By Jim Ferrell, Mayor of Federal Way
Images of boarded-up store windows, clashes between protestors and police in the streets, and empty police cars engulfed in flames have commanded our attention over the last several weeks as our nation has convulsed with social unrest.
But Federal Way has been a shining example of how a community can show its passionate activism yet remain peaceful during turbulent times in our region.
I’m proud of how our community has conducted itself over these last few weeks. We’ve had a number of peaceful gatherings where law-abiding residents have waved signs at key intersections while chanting and encouraging passersby to honk their horns in support. Some of those demonstrations have even made their way to City Hall.
A passionate crowd gathered last Friday morning to witness the raising of the Juneteenth flag, in recognition of the oldest known celebration commemorating the abolition of slavery in the United States, for the first time in our City’s history. Approximately 100 people attended – everyone clad in masks while adhering to social distancing protocols – to witness this historic occasion. There was a strong sense of community at this event.
Community members read from the proclamation the City Council and I signed earlier in the week, and a few others read from text that inspired them for this moment. As the flag was raised up the flagpole, many pulled out their camera phones to document the moment.
What an exciting time to live in Federal Way!
We are a diverse, changing community, a place where more than 120 languages are spoken. I celebrate our diversity and we need to take every opportunity to assure our citizens they will be honored and respected. Our police and various event organizers continue to work in partnership to ensure the safety of those participating to preserve their 1st Amendments right to free speech.
Chief Andy Hwang is a respected leader of our police department, which is currently accredited at the highest possible level of “excellence,” the Gold Standard (representing 1% of nation’s police departments). There are approximately 17,895 law enforcement agencies in the United States, with just 3.5% nationally accredited by the Commission on Accreditation for Law Enforcement Agencies (CALEA). I am very proud of the tremendous work by our staff to achieve this accomplishment; providing the highest level of service to our citizens and meeting the highest standards in policing.
I’m proud of how our department’s men and women have conducted themselves during these times of intense scrutiny of law enforcement agencies nationwide. We continue working toward building our police force to an appropriate ratio of officers to population, something this community has been asking for. We are in the midst of accepting a federal COPS grant for $750,000 for the hiring of 6 new officers, which will put our force at 140 officers.
While I recognize that we are not perfect, we are careful and thoughtful, and we believe that national accreditation is evidence of our ongoing efforts to improve and meet standards of best practices. This focus has paid off. At the end of 2019 we saw a reduction in overall crime (9%) for three consecutive years and five out of the past six years.
We are proud of the dedication, compassion and professionalism of our police officers. Their performance is based on not only what they learned at the academy, but reinforced with constant training and retraining based on real-life scenarios. We are committed to a safe community with respectful officers that support our diverse community.

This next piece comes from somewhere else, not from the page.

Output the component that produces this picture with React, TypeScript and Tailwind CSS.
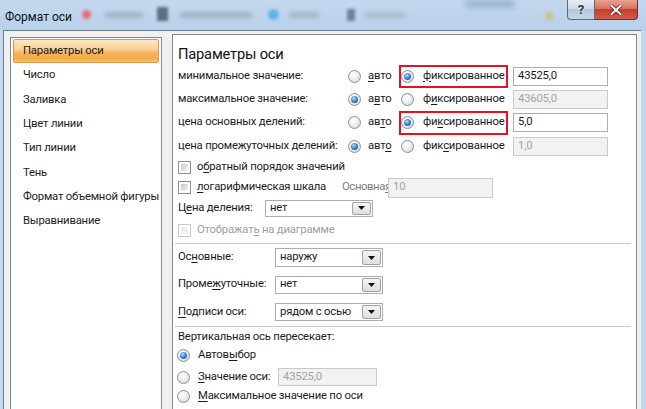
import React from "react";

const Radio = ({ checked = false }: { checked?: boolean }) => (
  <span className="w-[13px] h-[13px] shrink-0 rounded-full border border-[#8c8f94] bg-[radial-gradient(circle_at_40%_35%,#ffffff_0%,#eceff2_45%,#c9ced4_100%)] flex items-center justify-center">
    {checked && (
      <span className="w-[7px] h-[7px] rounded-full bg-[radial-gradient(circle_at_40%_35%,#b4e1ff_0%,#3d8bd4_45%,#15478a_100%)]" />
    )}
  </span>
);

const Check = ({ disabled = false }: { disabled?: boolean }) => (
  <span
    className={
      disabled
        ? "w-[13px] h-[13px] shrink-0 border border-[#c6c8cc] bg-white p-[2px]"
        : "w-[13px] h-[13px] shrink-0 border border-[#8e8f8f] bg-white p-[2px]"
    }
  >
    <span
      className={
        disabled
          ? "block w-full h-full bg-[linear-gradient(135deg,#e6e7e8,#f7f7f7)]"
          : "block w-full h-full bg-[linear-gradient(135deg,#c5c9cf,#f3f4f5)]"
      }
    />
  </span>
);

const Field = ({ value, disabled = false, className = "" }: { value: string; disabled?: boolean; className?: string }) => (
  <div
    className={
      (disabled
        ? "border border-[#c9cacc] bg-[#f2f2f2] text-[#a2a2a2] "
        : "border border-[#abadb3] bg-white text-[#1b1b1b] ") +
      "flex items-center pl-[4px] shrink-0 " +
      className
    }
  >
    {value}
  </div>
);

const Select = ({ value, className = "" }: { value: string; className?: string }) => (
  <div className={"w-[108px] border border-[#abadb3] bg-white flex items-stretch shrink-0 " + className}>
    <span className="flex-1 flex items-center pl-[4px]">{value}</span>
    <span className="w-[19px] m-px border border-[#9da1a8] rounded-[2px] bg-[linear-gradient(#f6f6f6,#dcdde0)] flex items-center justify-center">
      <svg width="7" height="4" viewBox="0 0 7 4">
        <path d="M0 0H7L3.5 4Z" fill="#111" />
      </svg>
    </span>
  </div>
);

const U = ({ children }: { children: React.ReactNode }) => <span className="underline underline-offset-2">{children}</span>;

type AxisRowProps = {
  h: string;
  label: React.ReactNode;
  auto: React.ReactNode;
  fixed: React.ReactNode;
  autoChecked: boolean;
  value: string;
  boxed?: boolean;
  boxH?: string;
};

const AxisRow = ({ h, label, auto, fixed, autoChecked, value, boxed = false, boxH = "h-[23px]" }: AxisRowProps) => (
  <div className={h + " flex items-center"}>
    <span className="w-[170px] shrink-0">{label}</span>
    <div className="w-[51px] shrink-0 flex items-center gap-[7px]">
      <Radio checked={autoChecked} />
      <span>{auto}</span>
    </div>
    <div
      className={
        (boxed ? "border-[#e3141d] " : "border-transparent ") +
        boxH +
        " w-[109px] shrink-0 border-2 flex items-center gap-[9px]"
      }
    >
      <Radio checked={!autoChecked} />
      <span>{fixed}</span>
    </div>
    <Field value={value} disabled={autoChecked} className="ml-[5px] w-[95px] h-[19px]" />
  </div>
);

const sideItems = [
  "Параметры оси",
  "Число",
  "Заливка",
  "Цвет линии",
  "Тип линии",
  "Тень",
  "Формат объемной фигуры",
  "Выравнивание",
];

const Sidebar = () => (
  <div className="w-[152px] h-[400px] mt-[3px] shrink-0 border border-[#828790] bg-white flex flex-col pt-px">
    {sideItems.map((item, i) => (
      <div
        key={item}
        className={
          i === 0
            ? "h-[24.4px] mx-[2px] flex items-center pl-[9px] border border-[#d69a48] rounded-[2px] bg-[linear-gradient(#fde6c4_0%,#fbd29a_40%,#f7b258_60%,#f6aa4a_85%,#f9c47c_100%)]"
            : "h-[24.4px] mx-[2px] flex items-center pl-[10px]"
        }
      >
        {item}
      </div>
    ))}
  </div>
);

const AxisPanel = () => (
  <div className="w-[465px] h-[400px] shrink-0 border border-[#828790] bg-white flex flex-col pl-[5px] pt-[9px] text-[#1b1b1b]">
    <div className="h-[20px] leading-[20px] text-[14.7px] text-[#111]">Параметры оси</div>
    <AxisRow
      h="h-[24px]"
      label="минимальное значение:"
      auto={<><U>а</U>вто</>}
      fixed={<><U>ф</U>иксированное</>}
      autoChecked={false}
      value="43525,0"
      boxed
    />
    <AxisRow
      h="h-[23px]"
      label="максимальное значение:"
      auto={<>а<U>в</U>то</>}
      fixed={<>ф<U>и</U>ксированное</>}
      autoChecked
      value="43605,0"
    />
    <AxisRow
      h="h-[23px]"
      label="цена основных делений:"
      auto={<>ав<U>т</U>о</>}
      fixed={<>фи<U>к</U>сированное</>}
      autoChecked={false}
      value="5,0"
      boxed
      boxH="h-[24px]"
    />
    <AxisRow
      h="h-[24px]"
      label="цена промежуточных делений:"
      auto={<>авт<U>о</U></>}
      fixed={<>фик<U>с</U>ированное</>}
      autoChecked
      value="1,0"
    />
    <div className="h-[19px] flex items-center">
      <Check />
      <span className="ml-[6px]">о<U>б</U>ратный порядок значений</span>
    </div>
    <div className="h-[21px] flex items-center">
      <Check />
      <span className="ml-[6px] w-[145px] shrink-0"><U>л</U>огарифмическая шкала</span>
      <span className="w-[46px] shrink-0 text-[#7d7d7d] tracking-[-0.4px]">Основна<U>я</U>:</span>
      <Field value="10" disabled className="w-[105px] h-[20px]" />
    </div>
    <div className="h-[20px] flex items-center">
      <span className="w-[87px] shrink-0">Ц<U>е</U>на деления:</span>
      <Select value="нет" className="h-[17px]" />
    </div>
    <div className="h-[25px] flex items-center">
      <Check disabled />
      <span className="ml-[6px] text-[#a0a0a0]">Отображат<U>ь</U> на диаграмме</span>
    </div>
    <div className="h-px -ml-[3px] mr-[5px] bg-[#c9c9c9] shrink-0" />
    <div className="h-[27px] flex items-center">
      <span className="w-[97px] shrink-0">Ос<U>н</U>овные:</span>
      <Select value="наружу" className="h-[19px]" />
    </div>
    <div className="h-[27px] flex items-center">
      <span className="w-[97px] shrink-0">Проме<U>ж</U>уточные:</span>
      <Select value="нет" className="h-[18px]" />
    </div>
    <div className="h-[28px] flex items-center">
      <span className="w-[97px] shrink-0"><U>П</U>одписи оси:</span>
      <Select value="рядом с осью" className="h-[18px]" />
    </div>
    <div className="h-px -ml-[3px] mr-[5px] bg-[#c9c9c9] shrink-0" />
    <div className="h-[21px] flex items-center">Вертикальная ось пересекает:</div>
    <div className="h-[15px] flex items-center -ml-px">
      <Radio checked />
      <span className="ml-[8px]">Автов<U>ы</U>бор</span>
    </div>
    <div className="h-[28px] flex items-center -ml-px">
      <Radio />
      <span className="ml-[8px] w-[80px] shrink-0"><U>З</U>начение оси:</span>
      <Field value="43525,0" disabled className="w-[99px] h-[18px]" />
    </div>
    <div className="h-[10px] flex items-center -ml-px">
      <Radio />
      <span className="ml-[8px]"><U>М</U>аксимальное значение по оси</span>
    </div>
  </div>
);

const TitleBar = () => (
  <div className="h-[30px] flex items-start bg-[linear-gradient(#c4d9ef,#b9d0ea)] overflow-hidden tracking-normal">
    <span className="ml-[5px] mt-[8px] text-[12px] text-[#111]">Формат оси</span>
    <span className="ml-[10px] mt-[10px] w-[9px] h-[9px] rounded-full bg-[#e86a7a] blur-[1.5px]" />
    <span className="ml-[14px] mt-[12px] w-[38px] h-[6px] rounded bg-[#9fb3c9] blur-[2px]" />
    <span className="ml-[14px] mt-[7px] w-[11px] h-[14px] bg-[#5c6f85] blur-[1.5px]" />
    <span className="ml-[12px] mt-[12px] w-[72px] h-[6px] rounded bg-[#9eb2c8] blur-[2px]" />
    <span className="ml-[16px] mt-[9px] w-[11px] h-[11px] rounded-full bg-[#5fb3e6] blur-[1.5px]" />
    <span className="ml-[10px] mt-[12px] w-[30px] h-[6px] rounded bg-[#a3b7cc] blur-[2px]" />
    <span className="ml-[28px] mt-[9px] w-[8px] h-[12px] bg-[#6f8299] blur-[1.5px]" />
    <span className="ml-[10px] mt-[12px] w-[40px] h-[6px] rounded bg-[#a7bacf] blur-[2px]" />
    <span className="ml-[60px] mt-[1px] w-[50px] h-[6px] rounded bg-[#8ea8c6] blur-[3px]" />
    <span className="ml-[30px] mt-[12px] w-[8px] h-[8px] rounded-full bg-[#c9c27a] blur-[2px]" />
    <div className="ml-auto mr-[8px] flex">
      <div className="w-[28px] h-[20px] border border-[#5d6b7b] border-t-0 rounded-bl-[4px] bg-[linear-gradient(#e7eef7_0%,#cfdcea_45%,#b3c6db_50%,#c6d6e8_100%)] flex items-center justify-center text-[13px] font-bold text-[#2b3440] [text-shadow:0_0_2px_#fff]">
        ?
      </div>
      <div className="w-[43px] h-[20px] border border-[#5d3a36] border-t-0 border-l-0 rounded-br-[4px] bg-[linear-gradient(#e9a293_0%,#d8715f_45%,#c5402c_50%,#d25a45_100%)] flex items-center justify-center">
        <svg width="12" height="10" viewBox="0 0 12 10">
          <path d="M1 0.5L11 9.5M11 0.5L1 9.5" stroke="#4a1d16" strokeWidth="3.4" />
          <path d="M1 0.5L11 9.5M11 0.5L1 9.5" stroke="#fff" strokeWidth="2" />
        </svg>
      </div>
    </div>
  </div>
);

export default function App() {
  return (
    <div className="w-[646px] h-[409px] overflow-hidden whitespace-nowrap bg-[#c3d8ee] font-['Roboto',sans-serif] text-[11.3px] tracking-[-0.2px] text-[#1b1b1b]">
      <TitleBar />
      <div className="ml-[3px] mr-[5px] h-[379px] border-l border-t border-[#6f7f8f] bg-[#f0f0f0] flex items-start pl-[6px] pt-[3px] gap-[10px]">
        <Sidebar />
        <AxisPanel />
      </div>
    </div>
  );
}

Our diversity is woven into the fabric of this nation. It’s perhaps best embodied in the Latin phrase “E Pluribus unum,” which means “out of many, one.”
“E Pluribus unum” was adopted as our nation’s motto in 1776 and is now found on the Great Seal of the United States and on United States currency. At its core, our nation’s motto is a celebration of our diversity.
This motto is on display daily throughout our own community; at the dais in our Council Chambers, within the ranks of our Diversity Commission, in our classrooms across the school district, in the faces of those who filled our sidewalks while clutching signs and crying out for change, and those who cheered the raising of the Juneteenth flag.
We must put diversity and the core tenet that we are stronger when we work as one at the forefront of our decision-making skills here at City Hall. It will benefit our community in countless ways moving forward.
I believe our best days are ahead of us.